Bar counsel is in part correct. We need not impose the same sanction against an attorney here as has been imposed in another jurisdiction. Pursuant to S.J.C. Rule 4:01, § 16, we may impose whatever level of discipline is warranted by the facts even if that discipline exceeds, equals, or falls short of the discipline imposed in another jurisdiction. Matter of Daley, supra at 59, and cases cited. See Matter of Lebbos, supra at 757. See also Matter of McCabe, 411 Mass. 436, 450 (1991). We decline, however, to go so far as to say that we must always adhere strictly to the Massachusetts presumptive sanction whenever that sanction exceeds the discipline imposed by another jurisdiction.
In Matter of the Discipline of an Attorney, 392 Mass. 827, 835 (1984) (known as Three Attorneys case), we stated the “principles which will be relevant in all cases concerning attorneys’ conduct which occurs after the date of this opinion.” We reaffirmed those principles in Matter of Schoepfer, 426 Mass. 183, 185 n.2, 187 (1997):
“Intentional commingling of clients’ funds with those*235 of an attorney should be disciplined by private reprimand. Unintentional, careless use of clients’ funds should be disciplined by public censure.
“Intentional use of clients’ funds, with no intent to permanently or temporarily deprive the client, and no actual deprivation, should be punished by a term of suspension of appropriate length.
“Intentional use, with intent to deprive or with actual deprivation, should be disciplined by disbarment or indefinite suspension.”
See Three Attorneys, supra at 836. Although these sanctions are not mandatory, an attorney bears a “heavy burden” of showing that a particular sanction is not warranted. Id. at 837. Here, the respondent commingled client funds with his personal funds and converted them for his own use. The commingling and subsequent use of the funds was not inadvertent or careless. Rather, based on the findings of the Supreme Court of Rhode Island, we conclude that the respondent consciously and deliberately withheld client funds in order to pay his personal expenses. The respondent thus intentionally used his clients’ funds. If the respondent had done so without intending to deprive and without actually depriving, permanently or temporarily, his clients of their funds, the respondent presumptively would be subject to punishment by “a term suspension of appropriate length” under our principles. If, however, there had been an intent to deprive or an actual deprivation, permanent or temporary, in combination with his intentional use of his clients’ funds, the respondent presumptively would be subject to the more severe punishment of disbarment or indefinite suspension.
In this case there was no explicit finding by the Rhode Island court that the respondent intended to deprive his clients of their funds. It is not clear, however, that the Supreme Court of Rhode Island was required by its rules to inquire into the respondent’s intent. There is no indication in the record before us whether Rhode Island follows principles equivalent to the standards we follow. See Three Attorneys, supra at 836. Thus, although we assume here that the respondent had no intent to deprive his clients, we also recognize that the relevant inquiry may not have been made.

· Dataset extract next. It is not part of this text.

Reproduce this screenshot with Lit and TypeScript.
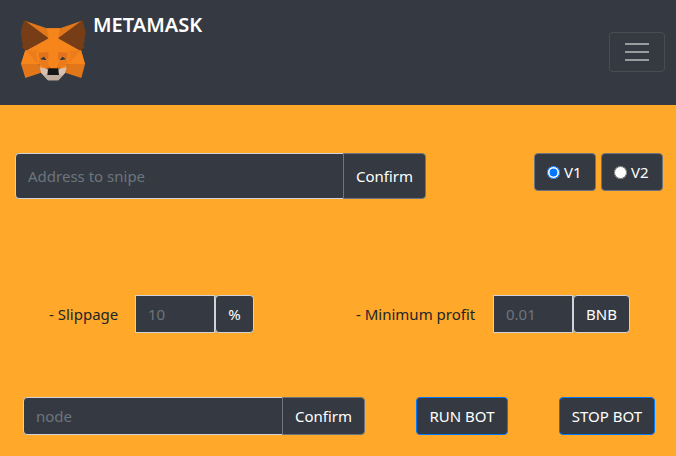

There were, however, findings that support a conclusion that
“[W]e repose confidence in and accord deference to the lawful procedures [and decisions] of our sister States . . . [b]ut . . . such deference does not automatically lead to reciprocity.” Matter of Lebbos, 423 Mass. 753, 755 (1996). We therefore decline to impose the same sanction as that of the Supreme Court of Rhode Island. However, in deference to our sister jurisdiction and in consideration of the particular circumstances of this case, we choose to impose a sanction against the respondent that is less severe than one we ordinarily would impose, namely a suspension of two years. Accordingly, we affirm the order of the single justice and suspend the respondent from the practice of law in Massachusetts for a term of two years.
So ordered.
The respondent was admitted to the Massachusetts bar on November 21, 1951. He assented to his temporary suspension, pending final disposition of this matter.
So as not to “undertak[e] the often difficult and protracted task of redoing the inquiry which has already been concluded,” Matter ofLebbos, 423 Mass. 753, 755 (1996), we rely on the findings contained in the decision of the Supreme Court of Rhode Island. See Matter of Watt, 701 A.2d 319 (R.I. 1997).
This conduct was found to violate art. V, Rules 1.15(a) and 1.16(c) of the Supreme Court of Rhode Island Rules of Professional Conduct.
This conduct was found to violate art. V, Rule 1.3 and 1.15(b).
This conduct was found to violate art. V, Rule 8.4(c).